▶ Requirement
Your task is to give the number of lines in the listing that include "components", and nothing else.

▶ Supplied information

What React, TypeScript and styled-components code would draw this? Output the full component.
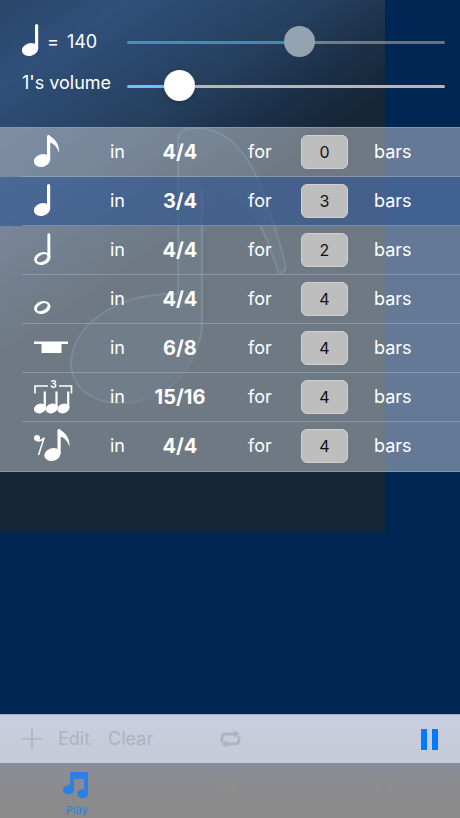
import React, { useState } from 'react';
import styled, { createGlobalStyle } from 'styled-components';

const GlobalStyle = createGlobalStyle`
  * { box-sizing: border-box; }
  body {
    margin: 0;
    background: #002654;
    color: #fff;
    font-family: Inter, 'Liberation Sans', sans-serif;
    font-size: 18px;
    line-height: 24px;
  }
  button, input { font: inherit; color: inherit; }
`;

const Page = styled.div`
  position: relative;
  isolation: isolate;
  display: flex;
  flex-direction: column;
  min-height: 100vh;
`;

const Backdrop = styled.svg`
  position: absolute;
  z-index: -1;
  top: 0;
  left: 0;
  width: 385px;
  height: 532px;
  background: linear-gradient(146deg, #2a4569 0%, #304f79 11%, #2c4a70 17%, #253f5d 28%, #1b3048 37%, #152636 45%);
`;

const Controls = styled.section`
  padding: 20px 15px 19px 22px;
`;

const ControlRow = styled.div`
  display: grid;
  grid-template-columns: 105px 1fr;
  align-items: center;
  height: 44px;
`;

const ControlLabel = styled.label<{ $raised?: boolean }>`
  display: flex;
  align-items: center;
  gap: 8px;
  white-space: nowrap;
  padding-bottom: ${(p) => (p.$raised ? 6 : 0)}px;
`;

const TempoNote = styled.svg`
  width: 17px;
  height: 36px;
  margin-bottom: 2px;
`;

const Slider = styled.input`
  appearance: none;
  width: 100%;
  height: 32px;
  margin: 0;
  background: transparent;

  &::-webkit-slider-runnable-track {
    height: 3px;
    border-radius: 2px;
    background: linear-gradient(to right, #67c4f5 var(--fill), #b9b7b5 var(--fill));
  }
  &::-webkit-slider-thumb {
    appearance: none;
    width: 31px;
    height: 31px;
    margin-top: -15px;
    border-radius: 50%;
    background: #fff;
    box-shadow: 0 2px 6px rgba(0, 0, 0, 0.2);
  }
  &:disabled { opacity: 0.54; }
  &:disabled::-webkit-slider-thumb {
    background: #f4faff;
    box-shadow: none;
  }
`;

const RowList = styled.ul`
  list-style: none;
  margin: 0;
  padding: 0;
  border-bottom: 1px solid #8497a9;
  border-top: 1px solid #8497a9;
`;

const Row = styled.li<{ $active: boolean }>`
  position: relative;
  display: grid;
  grid-template-columns: 76fr 16fr 122fr 53fr 73fr 86fr;
  align-items: center;
  height: 49px;
  padding-left: 34px;
  padding-bottom: 1px;
  background: ${(p) => (p.$active ? 'rgba(84, 116, 166, 0.76)' : 'rgba(222, 224, 228, 0.45)')};

  &:not(:last-child)::after {
    content: '';
    position: absolute;
    left: 22px;
    right: 0;
    bottom: 0;
    height: 1px;
    background: rgba(165, 182, 204, 0.5);
  }
`;

const NoteIcon = styled.svg`
  width: 40px;
  height: 36px;
  fill: #fff;
`;

const Signature = styled.button`
  padding: 0 14px 0 0;
  border: 0;
  background: none;
  font-size: 20px;
  font-weight: 700;
`;

const BarCount = styled.input`
  width: 47px;
  height: 34px;
  padding: 0;
  border: 1px solid #d0d0d0;
  border-radius: 6px;
  background: #bebebe;
  color: #111;
  font-size: 16px;
  text-align: center;
`;

const Toolbar = styled.div`
  display: flex;
  align-items: center;
  height: 49px;
  margin-top: auto;
  padding: 0 22px;
  border-top: 1px solid #a0a9bd;
  background: linear-gradient(#c8cfe1, #c6cad6);
`;

const ToolButton = styled.button<{ $gap?: number }>`
  display: flex;
  padding: 0;
  margin-left: ${(p) => p.$gap ?? 0}px;
  border: 0;
  background: none;
  color: #007aff;

  &:disabled { color: #adb3c0; }
`;

const Spacer = styled.div<{ $grow: number }>`
  flex: ${(p) => p.$grow} 1 0;
`;

const TabBar = styled.nav`
  display: grid;
  grid-template-columns: repeat(3, 1fr);
  height: 55px;
  background: linear-gradient(#8a8e99, #8b8b8d 50%, #8a8a8a);
`;

const Tab = styled.button<{ $selected?: boolean }>`
  display: flex;
  flex-direction: column;
  align-items: center;
  gap: 3px;
  padding: 8px 0 0;
  border: 0;
  background: none;
  color: ${(p) => (p.$selected ? '#2b80e4' : '#8e8d8c')};
  font-size: 11px;
  line-height: 16px;
`;

type NoteKind = 'eighth' | 'quarter' | 'half' | 'whole' | 'rest' | 'triplet' | 'restEighth';

const HeadAndStem = () => (
  <>
    <ellipse cx="8" cy="26.500" rx="8.300" ry="6.300" transform="rotate(-18 8 26.5)" />
    <path d="M13 2.700a1.600 1.600 0 0 1 3.200 0V25.500H13z" />
  </>
);

const Flag = () => <path d="M13 2.700Q14 .8 16 2.100C21 5 25.500 10.500 25 18.700C23 13 20 9.500 15.500 8.500z" />;

const HollowHead = () => (
  <path
    fillRule="evenodd"
    transform="rotate(-18 8.3 26.5)"
    d="M0 26.500a8.300 6.300 0 1 0 16.600 0a8.300 6.300 0 1 0-16.600 0zM2.500 26.800a5.900 3.300 -12 1 1 11.600-1.200a5.900 3.300 -12 1 1-11.600 1.200z"
  />
);

const noteShapes: Record<NoteKind, React.ReactNode> = {
  eighth: <><HeadAndStem /><Flag /></>,
  quarter: <HeadAndStem />,
  half: <><HollowHead /><path d="M13.400 2.700a1.400 1.400 0 0 1 2.900 0V25.500h-2.900z" /></>,
  whole: <HollowHead />,
  rest: <path d="M0 11.500h34v2.400h-6.500V23h-20v-9.100H0z" />,
  triplet: (
    <>
      <path d="M1 14.500V7H14M25 7H37.500V14.500" fill="none" stroke="#fff" strokeWidth="1.6" />
      <text x="19.500" y="9" fontSize="10" fontWeight="700" textAnchor="middle">3</text>
      {[0, 11.7, 23.4].map((x) => (
        <g key={x} transform={`translate(${x} 0)`}>
          <ellipse cx="6" cy="29.500" rx="6.200" ry="4.700" transform="rotate(-18 6 29.5)" />
          <path d="M9.700 12.500h2.200V29H9.700z" />
        </g>
      ))}
    </>
  ),
  restEighth: (
    <>
      <circle cx="3" cy="10" r="3" />
      <path d="M2 12Q6.500 14.500 10.200 9.700L4.500 27" fill="none" stroke="#fff" strokeWidth="1.5" />
      <g transform="translate(10.500 0)"><HeadAndStem /><Flag /></g>
    </>
  ),
};

const initialRows: { note: NoteKind; name: string; signature: string; bars: string }[] = [
  { note: 'eighth', name: 'Eighth note', signature: '4/4', bars: '0' },
  { note: 'quarter', name: 'Quarter note', signature: '3/4', bars: '3' },
  { note: 'half', name: 'Half note', signature: '4/4', bars: '2' },
  { note: 'whole', name: 'Whole note', signature: '4/4', bars: '4' },
  { note: 'rest', name: 'Bar rest', signature: '6/8', bars: '4' },
  { note: 'triplet', name: 'Triplet', signature: '15/16', bars: '4' },
  { note: 'restEighth', name: 'Rest and eighth note', signature: '4/4', bars: '4' },
];

const activeRow = 1;

const fillTo = (fraction: number) =>
  ({ '--fill': `${Math.round(fraction * 100)}%` }) as React.CSSProperties;

export default function App() {
  const tempo = 140;
  const [volume, setVolume] = useState(13);
  const [rows, setRows] = useState(initialRows);

  const setBars = (index: number, bars: string) =>
    setRows(rows.map((row, i) => (i === index ? { ...row, bars } : row)));

  return (
    <Page>
      <GlobalStyle />
      <Backdrop viewBox="0 0 385 532" fill="none" aria-hidden="true">
        <path
          d="M178 294V140Q178 127 198 128C232 129 252 160 264 195Q280 240 286 268Q283 275 278 272C268 235 245 190 202 180V325C200 365 165 403 120 403C90 403 71 386 71 362C74 322 120 292 178 294z"
          fill="rgba(105, 165, 200, 0.06)"
        />
        <g stroke="rgba(120, 180, 205, 0.2)" strokeWidth="2">
          <path d="M178 294V140Q178 127 198 128C232 129 252 160 264 195Q280 240 286 268Q283 275 278 272Q271 248 260 225" />
          <path d="M202 190V325Q202 335 198 345M120 403C90 403 71 386 71 362C74 322 120 292 178 294" />
        </g>
        <path d="M198 345C188 380 158 403 120 403" stroke="rgba(120, 180, 205, 0.1)" strokeWidth="2" />
      </Backdrop>

      <Controls>
        <ControlRow>
          <ControlLabel htmlFor="tempo">
            <TempoNote viewBox="0 0 17 36" fill="#fff" aria-hidden="true"><HeadAndStem /></TempoNote>
            <span>=</span>
            <span>{tempo}</span>
          </ControlLabel>
          <Slider id="tempo" type="range" min={20} max={240} value={tempo} disabled readOnly style={fillTo((tempo - 20) / 220)} />
        </ControlRow>
        <ControlRow>
          <ControlLabel htmlFor="volume" $raised>1's volume</ControlLabel>
          <Slider
            id="volume"
            type="range"
            min={0}
            max={100}
            value={volume}
            onChange={(e) => setVolume(Number(e.target.value))}
            style={fillTo(volume / 100)}
          />
        </ControlRow>
      </Controls>

      <RowList>
        {rows.map((row, i) => (
          <Row key={i} $active={i === activeRow}>
            <NoteIcon viewBox="0 0 40 36" role="img" aria-label={row.name}>{noteShapes[row.note]}</NoteIcon>
            <span>in</span>
            <Signature type="button">{row.signature}</Signature>
            <label htmlFor={`bars-${i}`}>for</label>
            <BarCount id={`bars-${i}`} inputMode="numeric" value={row.bars} onChange={(e) => setBars(i, e.target.value)} />
            <span>bars</span>
          </Row>
        ))}
      </RowList>

      <Toolbar>
        <ToolButton type="button" disabled aria-label="Add">
          <svg width="20" height="20" viewBox="0 0 20 20" stroke="currentColor" strokeWidth="1.6"><path d="M10 0v20M0 10h20" /></svg>
        </ToolButton>
        <ToolButton type="button" disabled $gap={16}>Edit</ToolButton>
        <ToolButton type="button" disabled $gap={18}>Clear</ToolButton>
        <Spacer $grow={3} />
        <ToolButton type="button" disabled aria-label="Repeat">
          <svg width="21" height="18" viewBox="0 0 21 18" fill="none" stroke="currentColor" strokeWidth="2.800">
            <path d="M2 12V8Q2 4 6 4H15M19 6V10Q19 14 15 14H6" />
            <path d="M14 0L19.500 4L14 8zM7 10L1.500 14L7 18z" fill="currentColor" stroke="none" />
          </svg>
        </ToolButton>
        <Spacer $grow={8} />
        <ToolButton type="button" aria-label="Pause">
          <svg width="17" height="21" viewBox="0 0 17 21" fill="currentColor"><path d="M0 0h6v21H0zM11 0h6v21h-6z" /></svg>
        </ToolButton>
      </Toolbar>

      <TabBar>
        <Tab type="button" $selected>
          <svg width="30" height="28" viewBox="0 0 30 28" fill="currentColor">
            <path d="M8 2.500Q8 1 9.500 1H24.500Q26 1 26 2.500V22.500A5.300 4.600 0 1 1 22 18.300V8H12V18.500A5.600 4.600 0 1 1 8 14.500z" />
          </svg>
          Play
        </Tab>
        <Tab type="button" aria-label="Second tab">
          <svg width="26" height="28" viewBox="0 0 26 28" fill="currentColor"><path d="M13 3l4 7h4v13H5V10h4z" opacity=".6" /></svg>
        </Tab>
        <Tab type="button" aria-label="Third tab">
          <svg width="26" height="28" viewBox="0 0 26 28" fill="none" stroke="currentColor" strokeWidth="4"><circle cx="13" cy="15" r="7" opacity=".6" /></svg>
        </Tab>
      </TabBar>
    </Page>
  );
}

▶ Exercise answer
2